* _What this task involves_: Each line of the material must be repeated precisely, with the pictures left out.

_ _ _

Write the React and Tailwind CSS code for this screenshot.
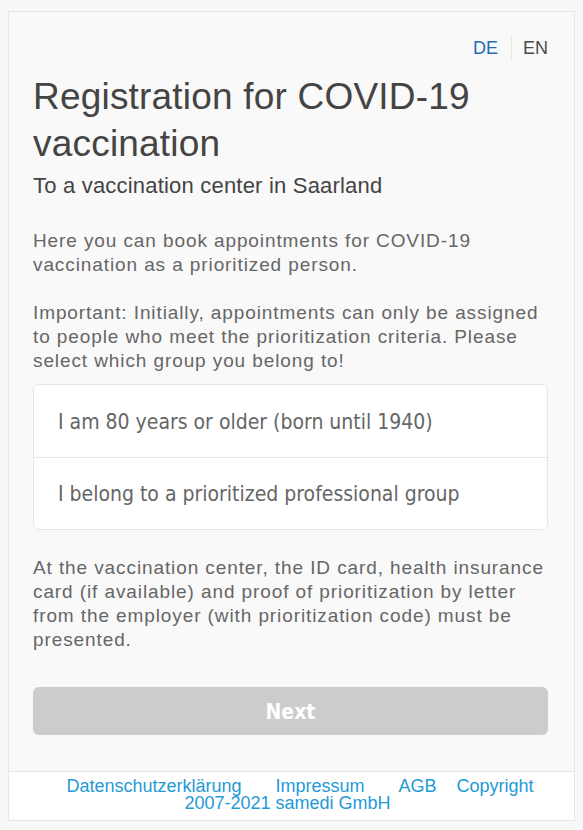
import React from 'react';

const sans = { fontFamily: '"Liberation Sans", Arial, sans-serif' };
const tahoma = { fontFamily: '"DejaVu Sans Condensed", "DejaVu Sans", sans-serif' };

const App = () => {
  const groups = [
    'I am 80 years or older (born until 1940)',
    'I belong to a prioritized professional group',
  ];

  return (
    <div className="min-h-[830px] bg-[#f8f8f8] pt-[11px]" style={sans}>
      <div className="ml-[8px] w-[567px] border border-[#e6e6e6] bg-[#f9f9f9]">
        <div className="pl-6 pr-[26px] pt-6 pb-9">
          <div className="flex justify-end text-[18px] leading-6">
            <span className="pr-[13px] text-[#1f6db3]">DE</span>
            <span className="border-l border-[#e6e6e6] pl-[11px] text-[#4a4a4a]">EN</span>
          </div>

          <h1 className="mt-[13px] text-[37px] leading-[47px] tracking-[0.2px] text-[#444]">
            Registration for COVID-19 vaccination
          </h1>
          <h2 className="mt-[7px] text-[22px] leading-6 tracking-[0.2px] text-[#444]">
            To a vaccination center in Saarland
          </h2>

          <p className="mt-[31px] text-[19px] leading-6 tracking-[0.9px] text-[#666]">
            Here you can book appointments for COVID-19 vaccination as a prioritized person.
          </p>
          <p className="mt-6 text-[19px] leading-6 tracking-[0.9px] text-[#666]">
            Important: Initially, appointments can only be assigned to people who meet the
            prioritization criteria. Please select which group you belong to!
          </p>

          <div className="mt-[11px] rounded-md border border-[#e6e6e6] bg-white">
            {groups.map((g, i) => (
              <div
                key={g}
                className={`flex h-[72px] items-center px-6 pt-[3px] text-[21px] text-[#666] ${i > 0 ? 'border-t border-[#e6e6e6]' : ''}`}
                style={tahoma}
              >
                {g}
              </div>
            ))}
          </div>

          <p className="mt-[26px] text-[19px] leading-6 tracking-[0.9px] text-[#666]">
            At the vaccination center, the ID card, health insurance card (if available) and proof
            of prioritization by letter from the employer (with prioritization code) must be
            presented.
          </p>

          <button
            type="button"
            disabled
            className="mt-[35px] h-12 w-full rounded-md bg-[#cccccc] pt-[4px] text-[21px] font-bold text-white"
            style={tahoma}
          >
            Next
          </button>
        </div>

        <div className="border-t border-[#e6e6e6] bg-white pt-[6px] pb-[8px] text-center text-[18px] leading-[17px] text-[#1f9ad6]">
          <a className="mx-[17px]">Datenschutzerklärung</a>
          <a className="mx-[17px]">Impressum</a>
          <a className="ml-[17px] mr-[20px]">AGB</a>
          <a className="mr-[8px]">
            Copyright <span className="whitespace-nowrap">2007-2021</span> samedi GmbH
          </a>
        </div>
      </div>
    </div>
  );
};

export default App;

_ _ _

* _Written response_:
Write the React and Tailwind CSS code for this screenshot.
import React from 'react';

const sans = { fontFamily: '"Liberation Sans", Arial, sans-serif' };
const tahoma = { fontFamily: '"DejaVu Sans Condensed", "DejaVu Sans", sans-serif' };

const App = () => {
  const groups = [
    'I am 80 years or older (born until 1940)',
    'I belong to a prioritized professional group',
  ];

  return (
    <div className="min-h-[830px] bg-[#f8f8f8] pt-[11px]" style={sans}>
      <div className="ml-[8px] w-[567px] border border-[#e6e6e6] bg-[#f9f9f9]">
        <div className="pl-6 pr-[26px] pt-6 pb-9">
          <div className="flex justify-end text-[18px] leading-6">
            <span className="pr-[13px] text-[#1f6db3]">DE</span>
            <span className="border-l border-[#e6e6e6] pl-[11px] text-[#4a4a4a]">EN</span>
          </div>

          <h1 className="mt-[13px] text-[37px] leading-[47px] tracking-[0.2px] text-[#444]">
            Registration for COVID-19 vaccination
          </h1>
          <h2 className="mt-[7px] text-[22px] leading-6 tracking-[0.2px] text-[#444]">
            To a vaccination center in Saarland
          </h2>

          <p className="mt-[31px] text-[19px] leading-6 tracking-[0.9px] text-[#666]">
            Here you can book appointments for COVID-19 vaccination as a prioritized person.
          </p>
          <p className="mt-6 text-[19px] leading-6 tracking-[0.9px] text-[#666]">
            Important: Initially, appointments can only be assigned to people who meet the
            prioritization criteria. Please select which group you belong to!
          </p>

          <div className="mt-[11px] rounded-md border border-[#e6e6e6] bg-white">
            {groups.map((g, i) => (
              <div
                key={g}
                className={`flex h-[72px] items-center px-6 pt-[3px] text-[21px] text-[#666] ${i > 0 ? 'border-t border-[#e6e6e6]' : ''}`}
                style={tahoma}
              >
                {g}
              </div>
            ))}
          </div>

          <p className="mt-[26px] text-[19px] leading-6 tracking-[0.9px] text-[#666]">
            At the vaccination center, the ID card, health insurance card (if available) and proof
            of prioritization by letter from the employer (with prioritization code) must be
            presented.
          </p>

          <button
            type="button"
            disabled
            className="mt-[35px] h-12 w-full rounded-md bg-[#cccccc] pt-[4px] text-[21px] font-bold text-white"
            style={tahoma}
          >
            Next
          </button>
        </div>

        <div className="border-t border-[#e6e6e6] bg-white pt-[6px] pb-[8px] text-center text-[18px] leading-[17px] text-[#1f9ad6]">
          <a className="mx-[17px]">Datenschutzerklärung</a>
          <a className="mx-[17px]">Impressum</a>
          <a className="ml-[17px] mr-[20px]">AGB</a>
          <a className="mr-[8px]">
            Copyright <span className="whitespace-nowrap">2007-2021</span> samedi GmbH
          </a>
        </div>
      </div>
    </div>
  );
};

export default App;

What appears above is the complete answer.